Judge Gonzalo Curiel, a well-respected federal judge with a strong record of impartial decision-making, isn't having the easiest year, professionally speaking. First, he oversaw the class-action lawsuit against Trump University during the election, which pushed him into the national spotlight when then-candidate Donald Trump, unhappy with Curiel’s rulings, repeatedly declared that the judge could not be impartial because he was “a Mexican” and Trump was “building a wall.” (Curiel was born in Indiana to Mexican American parents.)
It turns out that Curiel will continue to resolve Trump-related disputes. On Wednesday, the judge was assigned a blockbuster case: the lawsuit filed by a dreamer who argues that he was unlawfully deported.
Juan Manuel Montes, the dreamer in question, is a participant in Deferred Action for Childhood Arrivals, to which Trump has said he will continue to adhere.

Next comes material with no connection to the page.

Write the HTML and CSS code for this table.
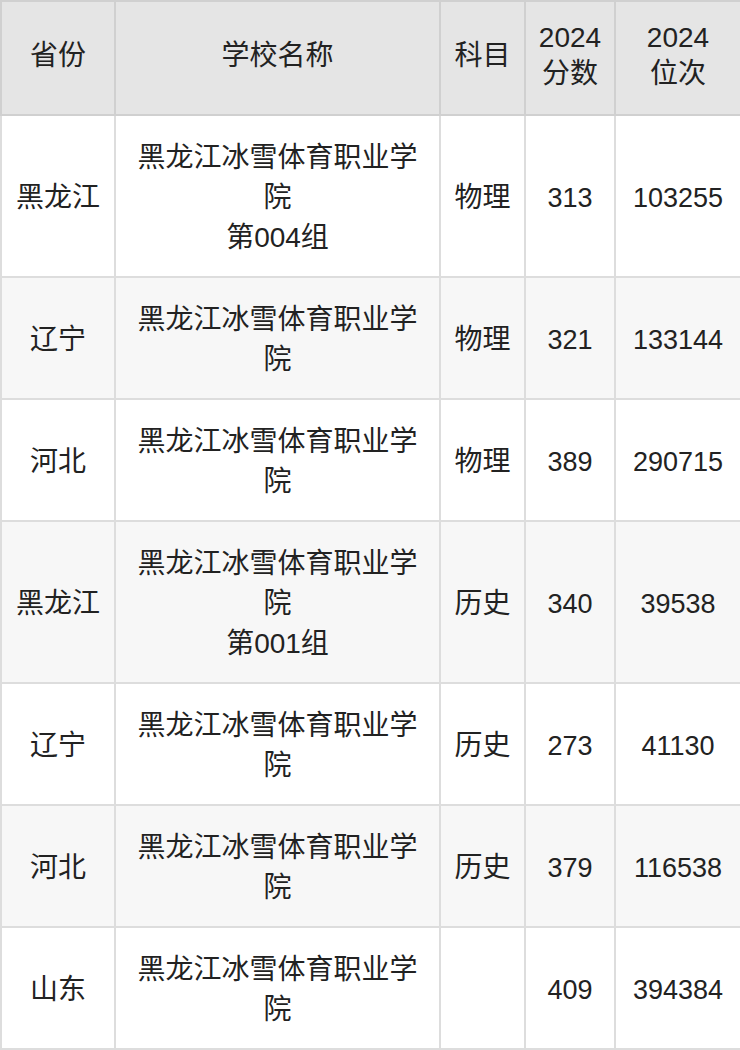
FILE: index.html
```html
<!DOCTYPE html>
<html lang="zh">
<head>
<meta charset="utf-8">
<link rel="stylesheet" href="styles.css">
</head>
<body>
<table class="score-table">
  <colgroup>
    <col class="c-prov">
    <col class="c-school">
    <col class="c-subj">
    <col class="c-score">
    <col class="c-rank">
  </colgroup>
  <thead>
    <tr>
      <th>省份</th>
      <th>学校名称</th>
      <th>科目</th>
      <th>2024<br>分数</th>
      <th>2024<br>位次</th>
    </tr>
  </thead>
  <tbody>
    <tr>
      <td>黑龙江</td>
      <td>黑龙江冰雪体育职业学院<br>第004组</td>
      <td>物理</td>
      <td>313</td>
      <td>103255</td>
    </tr>
    <tr>
      <td>辽宁</td>
      <td>黑龙江冰雪体育职业学院</td>
      <td>物理</td>
      <td>321</td>
      <td>133144</td>
    </tr>
    <tr>
      <td>河北</td>
      <td>黑龙江冰雪体育职业学院</td>
      <td>物理</td>
      <td>389</td>
      <td>290715</td>
    </tr>
    <tr>
      <td>黑龙江</td>
      <td>黑龙江冰雪体育职业学院<br>第001组</td>
      <td>历史</td>
      <td>340</td>
      <td>39538</td>
    </tr>
    <tr>
      <td>辽宁</td>
      <td>黑龙江冰雪体育职业学院</td>
      <td>历史</td>
      <td>273</td>
      <td>41130</td>
    </tr>
    <tr>
      <td>河北</td>
      <td>黑龙江冰雪体育职业学院</td>
      <td>历史</td>
      <td>379</td>
      <td>116538</td>
    </tr>
    <tr>
      <td>山东</td>
      <td>黑龙江冰雪体育职业学院</td>
      <td></td>
      <td>409</td>
      <td>394384</td>
    </tr>
  </tbody>
</table>
</body>
</html>
```
FILE: styles.css
```css
html, body {
  margin: 0;
  padding: 0;
  background: #ffffff;
}

.score-table {
  width: 740px;
  table-layout: fixed;
  border-collapse: collapse;
  font-family: "Liberation Sans", "Noto Sans CJK SC", sans-serif;
  font-size: 28px;
  line-height: 40px;
  color: #222222;
}

.c-prov { width: 114px; }
.c-school { width: 325px; }
.c-subj { width: 85px; }
.c-score { width: 90px; }
.c-rank { width: 126px; }

.score-table th,
.score-table td {
  border: 2px solid #dddddd;
  text-align: center;
  vertical-align: middle;
  font-weight: normal;
}

.score-table th {
  background: #e5e5e5;
  border-color: #d0d0d0;
  line-height: 36px;
  padding: 18px 4px 22px;
}

.score-table td {
  padding: 22px 4px 18px;
}

.score-table td:nth-child(2) {
  padding-left: 20px;
  padding-right: 20px;
}

.score-table td:nth-child(4),
.score-table td:nth-child(5) {
  font-size: 27px;
}

.score-table tbody tr:nth-child(even) td {
  background: #f7f7f7;
}
```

As a DACA beneficiary, Montes—who was brought to the United States at age 9—has a legal right to live and work here. But in February, Montes was approached by a suspicious Customs and Border Protection agent. Montes’ proof of DACA status was in his wallet in a friend’s car, but the CBP officer refused to let him retrieve the wallet. Instead, he detained Montes, and had him deported within three hours. Montes is the first dreamer to be deported under Trump.
Montes argues that the Due Process Clause of the Fifth Amendment bars the government from denying him the liberty to live in the U.S. after promising to let him remain in the country. His suit wound up on Curiel’s docket by chance; cases filed in district court are randomly assigned to judges in the district. Curiel will now have to decide whether Trump’s administration can legally detain and deport individuals who were guaranteed the right to live and work in the U.S.
In a different but very similar case in Seattle, an all-star team of legal scholars are arguing that such deportations are certainly unconstitutional. They insist that due process prevents the government from capriciously revoking DACA status, since DACA creates a constitutionally protected liberty interest. Legally speaking, it seems likely we'll see Curiel affirm this principle and require the Trump administration to allow deported dreamers like Montes back into the country. What is more than a little sad is that every twist in this case will be colored by the toxic memory of the rank bigotry that the now-president has directed toward this independent judge.